Eventually he got part time work and he kept complaining about how much he hated it. I was as sympathetic as possible, and I would make nice dinners for him whenever I could and I would try to make him feel better but it didn't work. He then decided to move 80 miles away to some friends in another town, and only come down on the weekends for his part time job, and then drive back. I would only see him on the weekends and he was bleeding a lot of money for gas.
On August 17th, I called him and I was starting a 5 hour drive back to town after visiting my parents. I let him know about how I'm going to focus 100% on school since my job was cutting my position and he was like "oh so it's ok for you not to work, but for me it's not ok? How is your situation any different than mine?". I was really offended and I said "well let's compare resumes, I've been supporting myself for years and you are still trying to figure stuff out". His response? You know what, I'm done with this relationship. We're breaking up.

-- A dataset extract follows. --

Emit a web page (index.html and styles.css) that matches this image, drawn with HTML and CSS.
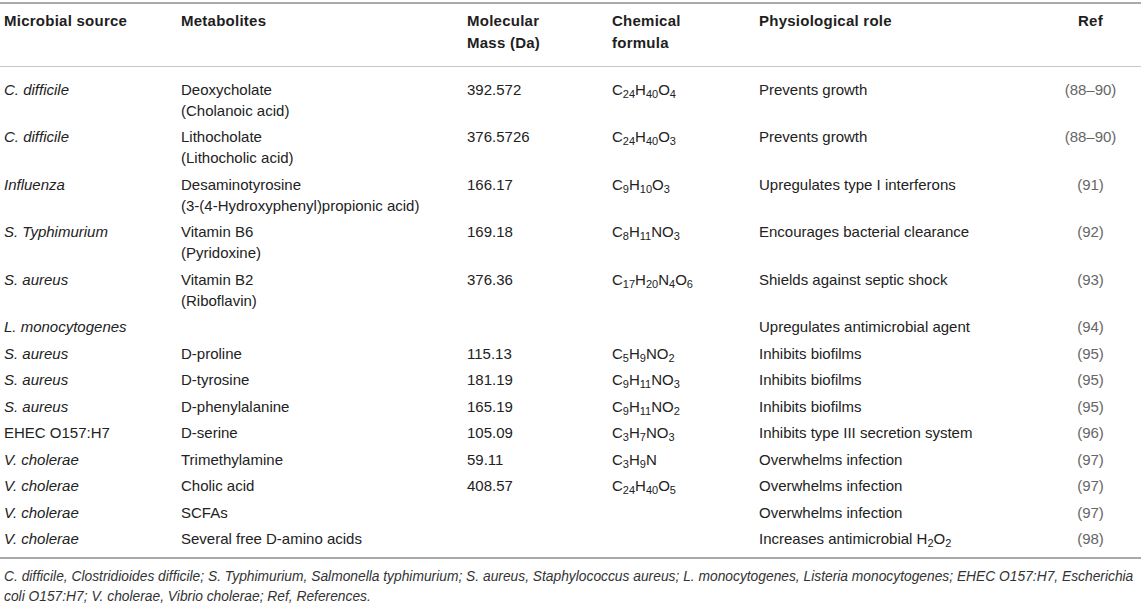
FILE: index.html
```html
<!DOCTYPE html>
<html lang="en">
<head>
<meta charset="utf-8">
<title>Microbial metabolites</title>
<link rel="stylesheet" href="styles.css">
</head>
<body>
<div class="page">
<table class="data">
<colgroup>
<col class="c1"><col class="c2"><col class="c3"><col class="c4"><col class="c5"><col class="c6">
</colgroup>
<thead>
<tr>
<th>Microbial source</th>
<th>Metabolites</th>
<th>Molecular<br>Mass (Da)</th>
<th>Chemical<br>formula</th>
<th>Physiological role</th>
<th class="ref">Ref</th>
</tr>
</thead>
<tbody>
<tr><td><i>C. difficile</i></td><td>Deoxycholate<br>(Cholanoic acid)</td><td>392.572</td><td>C<sub>24</sub>H<sub>40</sub>O<sub>4</sub></td><td>Prevents growth</td><td class="ref">(88–90)</td></tr>
<tr><td><i>C. difficile</i></td><td>Lithocholate<br>(Lithocholic acid)</td><td>376.5726</td><td>C<sub>24</sub>H<sub>40</sub>O<sub>3</sub></td><td>Prevents growth</td><td class="ref">(88–90)</td></tr>
<tr><td><i>Influenza</i></td><td>Desaminotyrosine<br>(3-(4-Hydroxyphenyl)propionic acid)</td><td>166.17</td><td>C<sub>9</sub>H<sub>10</sub>O<sub>3</sub></td><td>Upregulates type I interferons</td><td class="ref">(91)</td></tr>
<tr><td><i>S. Typhimurium</i></td><td>Vitamin B6<br>(Pyridoxine)</td><td>169.18</td><td>C<sub>8</sub>H<sub>11</sub>NO<sub>3</sub></td><td>Encourages bacterial clearance</td><td class="ref">(92)</td></tr>
<tr><td><i>S. aureus</i></td><td>Vitamin B2<br>(Riboflavin)</td><td>376.36</td><td>C<sub>17</sub>H<sub>20</sub>N<sub>4</sub>O<sub>6</sub></td><td>Shields against septic shock</td><td class="ref">(93)</td></tr>
<tr><td><i>L. monocytogenes</i></td><td></td><td></td><td></td><td>Upregulates antimicrobial agent</td><td class="ref">(94)</td></tr>
<tr><td><i>S. aureus</i></td><td>D-proline</td><td>115.13</td><td>C<sub>5</sub>H<sub>9</sub>NO<sub>2</sub></td><td>Inhibits biofilms</td><td class="ref">(95)</td></tr>
<tr><td><i>S. aureus</i></td><td>D-tyrosine</td><td>181.19</td><td>C<sub>9</sub>H<sub>11</sub>NO<sub>3</sub></td><td>Inhibits biofilms</td><td class="ref">(95)</td></tr>
<tr><td><i>S. aureus</i></td><td>D-phenylalanine</td><td>165.19</td><td>C<sub>9</sub>H<sub>11</sub>NO<sub>2</sub></td><td>Inhibits biofilms</td><td class="ref">(95)</td></tr>
<tr><td>EHEC O157:H7</td><td>D-serine</td><td>105.09</td><td>C<sub>3</sub>H<sub>7</sub>NO<sub>3</sub></td><td>Inhibits type III secretion system</td><td class="ref">(96)</td></tr>
<tr><td><i>V. cholerae</i></td><td>Trimethylamine</td><td>59.11</td><td>C<sub>3</sub>H<sub>9</sub>N</td><td>Overwhelms infection</td><td class="ref">(97)</td></tr>
<tr><td><i>V. cholerae</i></td><td>Cholic acid</td><td>408.57</td><td>C<sub>24</sub>H<sub>40</sub>O<sub>5</sub></td><td>Overwhelms infection</td><td class="ref">(97)</td></tr>
<tr><td><i>V. cholerae</i></td><td>SCFAs</td><td></td><td></td><td>Overwhelms infection</td><td class="ref">(97)</td></tr>
<tr><td><i>V. cholerae</i></td><td>Several free D-amino acids</td><td></td><td></td><td>Increases antimicrobial H<sub>2</sub>O<sub>2</sub></td><td class="ref">(98)</td></tr>
</tbody>
</table>
<p class="foot"><i>C. difficile, Clostridioides difficile; S. Typhimurium, Salmonella typhimurium; S. aureus, Staphylococcus aureus; L. monocytogenes, Listeria monocytogenes; EHEC O157:H7, Escherichia coli O157:H7; V. cholerae, Vibrio cholerae; Ref, References.</i></p>
</div>
</body>
</html>
```
FILE: styles.css
```css
html, body {
  margin: 0;
  padding: 0;
  background: #ffffff;
}
body {
  font-family: "Liberation Sans", Arial, Helvetica, sans-serif;
  color: #222222;
}
.page {
  width: 1141px;
  padding-top: 2px;
}
.data {
  width: 1141px;
  border-collapse: collapse;
  table-layout: fixed;
  font-size: 15px;
  line-height: 21px;
}
.c1 { width: 177px; }
.c2 { width: 286px; }
.c3 { width: 145px; }
.c4 { width: 147px; }
.c5 { width: 285px; }
.c6 { width: 101px; }

.data th {
  text-align: left;
  vertical-align: top;
  font-weight: bold;
  line-height: 22px;
  letter-spacing: 0.25px;
  padding: 6px 4px 12px;
  border-top: 2px solid #a9a9a9;
  border-bottom: 1px solid #c8c8c8;
  color: #1e1e1e;
}
.data td {
  vertical-align: top;
  padding: 3px 4px 2.5px;
  white-space: nowrap;
}
.data tbody tr:first-child td {
  padding-top: 11.5px;
}
.data tbody tr:last-child td {
  padding-bottom: 8px;
  border-bottom: 2px solid #a9a9a9;
}
.data .ref {
  text-align: center;
}
.data td.ref {
  color: #666666;
}
.data sub {
  font-size: 11px;
  line-height: 0;
  vertical-align: -3px;
}
.foot {
  margin: 8px 0 0;
  padding-left: 4px;
  font-size: 13.8px;
  line-height: 20px;
  color: #333333;
}
```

Yes. After three years of dating, he dumped me over the phone. I tried calling back, and it was pointless. I somehow managed to get myself safely home and I was absolutely heartbroken and distraught. He also made it very public on Facebook that we had broken up and was already flirting with other girls. That day was a mutual friend's birthday, and he couldn't even look me in the eye. Despite how I was feeling, I bit my tongue and I didn't dramatically post on facebook telling everyone what happened and I didn't try to hurt him even though I desperately wanted to. I am definitely NOT that crazy ex girlfriend that acts like a psycho.
A week later, I ran into him at swing dancing and he was very adamant that we aren't a "thing" anymore. He did say he still loves me, but we aren't healthy for each other and that he's been miserable for a year. He's essentially re-written history in his mind and is holding a grudge for not feeling consistently appreciated and understood.
On day 15 of no contact (I decided after running into him that I needed to just let it go) he sent me a very long message trying to 1. Explain why we broke up, 2. Who he blames (doesn't want to blame anybody), 3. Desire to be friends after he gets loads of space, and 4. To brag that the contract got signed, and now he's got his dream jobs all lined up. He then closed with "Lastly, I’d like to know this message reached you. Yet, at risk of sounding cold, I’d rather not get into a conversation. Like I said, I still ache and I need space."
Today is Day 18 of no contact. I did not respond to his letter because I don't accept apologies over Facebook (especially if you broke up with me over the phone, dear God just come over and say it in person if you really mean it) and I just don't want to say the wrong thing.
Ultimately, the reason he and I broke up was due to scheduling issues and lack of communication. He ONLY wanted to talk when I was half asleep. Both of those things, scheduling and lack of communication, can be FIXED with EFFORT. I am 100% willing to put in the effort. I'm willing to admit that I might have been wrong and actually try to fix the behavior. However, he is unwilling to let go of past grudges and is even trying to pretend that HE got dumped for sympathy. (His/Our friends are getting pissed at him for that one).
*heavy sigh*
My parents have been married for 28 years, been together for 30. I have SEEN what it takes to make a relationship work. It's not easy. The grass might be greener on the other side, but you still have to water it. His parents are divorced, so maybe that's part of why he thinks that once things aren't perfect, you need to break up?
I still want to work on things. I am very willing to forgive, to not bring up the past, to not hold a grudge.
I am probably going to run into him again, at some point. How should I act?